Consider the weather pattern on 4 July 2003. As shown on the 1200 UTC Eta model six-hour forecast valid at 1800 UTC, there was a potentially unstable air mass across the Great Lakes, the southern portion of the Upper Midwest, the Central Plains, and the Ohio River Valley.
Examine the Eta model forecasts provided below. Note the forecasted lifted indices of -8 to -10 from northeast Missouri to northern Indiana and southwest Michigan. Satellite-derived CAPE (not shown) for this area had reached 2000-3000 J/kg by 1800 UTC. The CAPE was forecast by several models to exceed 5000 J/kg by early that evening.
When you are ready, see if you can locate the forecast upper jet, low-level jet, mid/upper ridge, and surface frontal positions from the Eta model output. Draw these features on the MSLP chart provided, then compare your prediction to the experts' and to what actually happened.
To complete the exercise you will be asked to answer a few questions based
on the data.
Compare your forecast features to the experts' in the image above. Please
answer the following questions based on the forecast map above.
1. Which of the conceptual models from Johns 1993 best fits this synoptic pattern? (Refer to models below.)
a) Warm season pattern (weak pattern model)
b) Dynamic pattern b (strongly-forced pattern model)
c) Elements of both patterns
d) Elements of neither pattern
Weak Pattern Model:
Strongly-Forced Pattern Model:
2. What area is most likely to see the development of a bow echo during
the afternoon or evening of 04 July 2003?
a) Minnesota/Wisconsin
b) Indiana/Ohio
c) Iowa/Missouri
d) Michigan
e) None
Expert Analysis:
The correct response for question 1 is c) Elements of both patterns.
The correct answer for question 2 is b) Indiana/Ohio.
As illustrated in the above image, if this were Johns's dynamic pattern b, a bow echo would be most likely in the warm sector between the upper and low-level jets over Iowa and Wisconsin (Area 1). However, the dynamic pattern is a bit off because this polar jet is well north of the surface features. These data do not exactly fit the warm season pattern either, as the low-level jet is nearly perpendicular to the stationary front rather than being parallel and on top of it. The best approach for forecasting bow echo occurrence in this case is to make a warm season pattern adjustment (Area 2) to the dynamic pattern area and then adjust this area farther southeast (Area 3) toward the greater potential instability. So, Indiana and southwest Ohio should have the greatest chance for a bow echo.

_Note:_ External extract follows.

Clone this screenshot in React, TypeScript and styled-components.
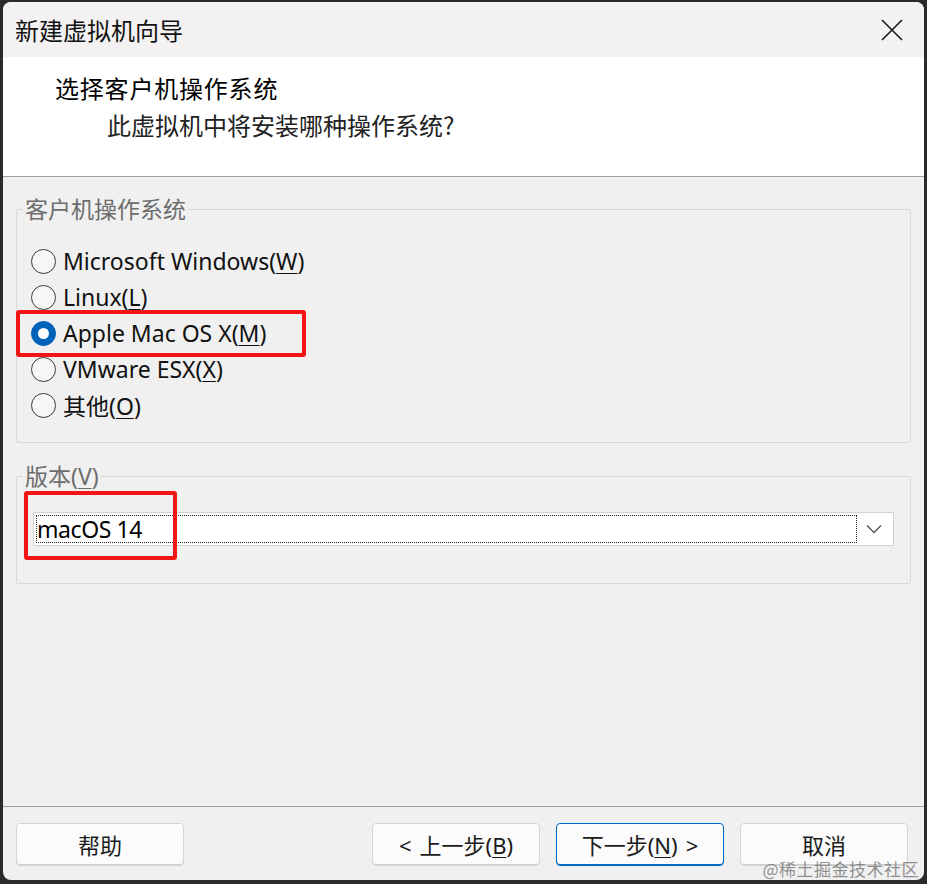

Convection eventually fired just south of Chicago on the leading edge of the vorticity max. Extreme CAPE of 5000 to 6000 J/kg led to quick organization of convection in Indiana into a well-formed MCS. A very strong bow echo formed in this system and moved southeast through east-central Indiana into western Ohio. Numerous reports of wind damage were received, including one fatality in Indiana. The system weakened as it moved into southwestern Ohio and out of the greatest potential instability.